What is the difference between pretraining, fine-tuning, instruction-tuning, and RLHF?
Pretraining teaches a model general language structure by predicting tokens across a massive corpus; fine-tuning adapts the pretrained weights to a narrower task or domain using supervised data; instruction-tuning is supervised fine-tuning specifically on (instruction, response) pairs so the model follows directives; RLHF further aligns the model to human preferences by training a reward model on ranked responses and using it as a signal for policy optimisation with PPO or a similar algorithm.
How to think about it
These four stages are a rough pipeline. Each builds on the previous: you cannot RLHF a model that has not first learned language.
Pretraining
The model is trained on a large, diverse corpus (web text, books, code) using next-token prediction as the sole objective. No labels. No task. The model learns grammar, factual associations, reasoning patterns, and latent world structure purely from co-occurrence statistics. This stage is compute-intensive — training GPT-4-scale models costs tens of millions of dollars — but it is run once and the weights are reused downstream.

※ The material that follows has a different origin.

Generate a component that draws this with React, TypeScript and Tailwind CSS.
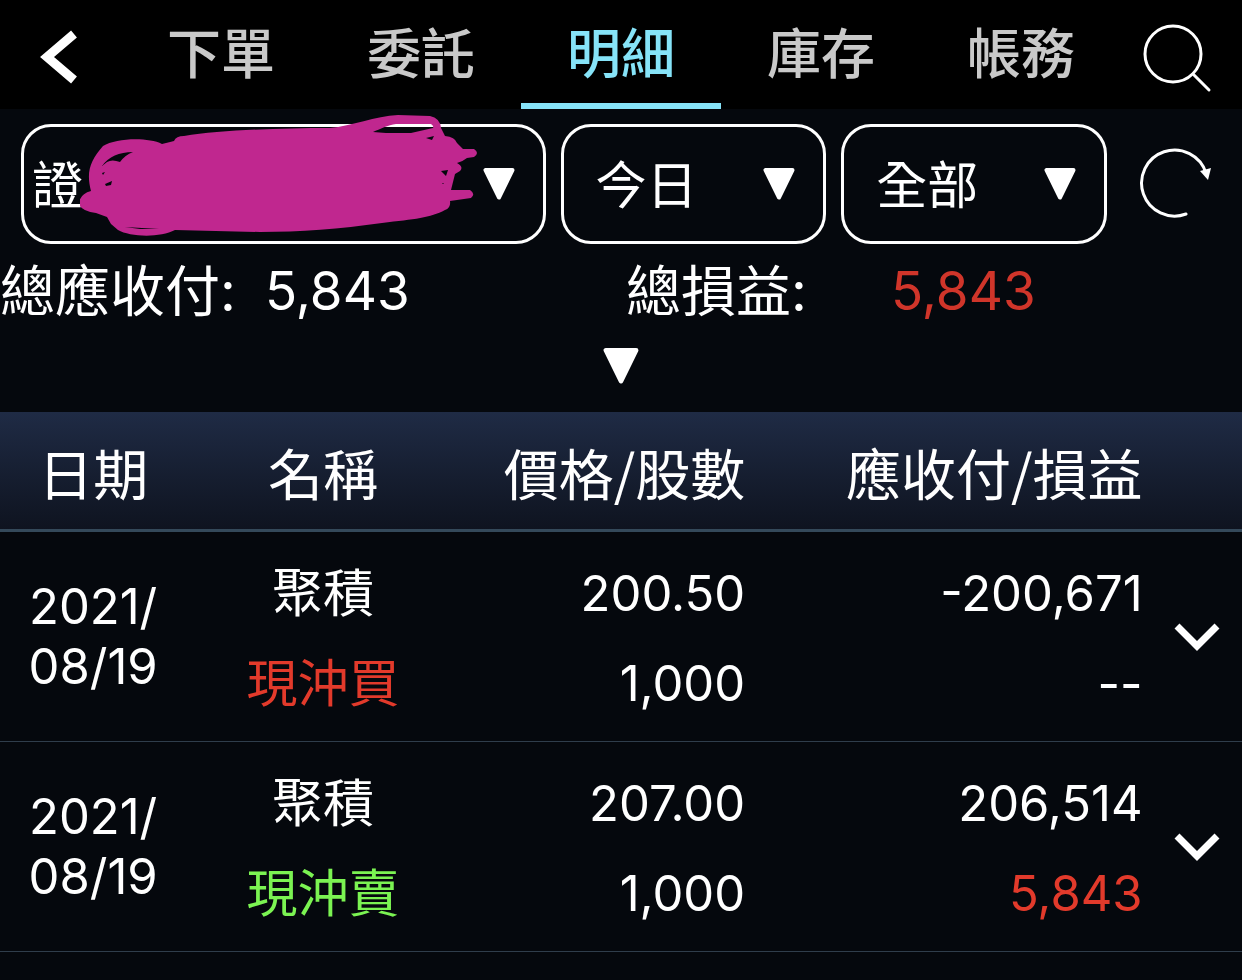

Supervised fine-tuning (SFT)
The pretrained weights are updated using a curated dataset of (input, desired output) pairs for a specific task or domain. SFT requires far less compute than pretraining but demands high-quality labeled data. Domain fine-tuning (e.g., medical notes) shifts the model’s knowledge distribution; task fine-tuning (e.g., classification) reshapes its output format.
Instruction-tuning
A specialised form of SFT where training examples are (instruction, response) pairs written to make the model follow natural-language directives. InstructGPT and FLAN are canonical examples. The model learns to interpret the prompt as a command rather than a completion target. Without instruction-tuning, pretrained models tend to continue the prompt rather than answer it.
RLHF (Reinforcement Learning from Human Feedback)
RLHF adds a preference signal on top of SFT.
- Collect comparisons: human annotators rank multiple model responses from best to worst.
- Train a reward model (RM): a separate model learns to predict which response a human would prefer.
- RL optimisation: the policy (the LLM) is updated via PPO (or similar) to maximise expected reward from the RM, subject to a KL penalty that prevents it from drifting too far from the SFT baseline.
RLHF is expensive and sensitive to reward-model quality. DPO (Direct Preference Optimisation) is a more recent alternative that skips the separate RM step.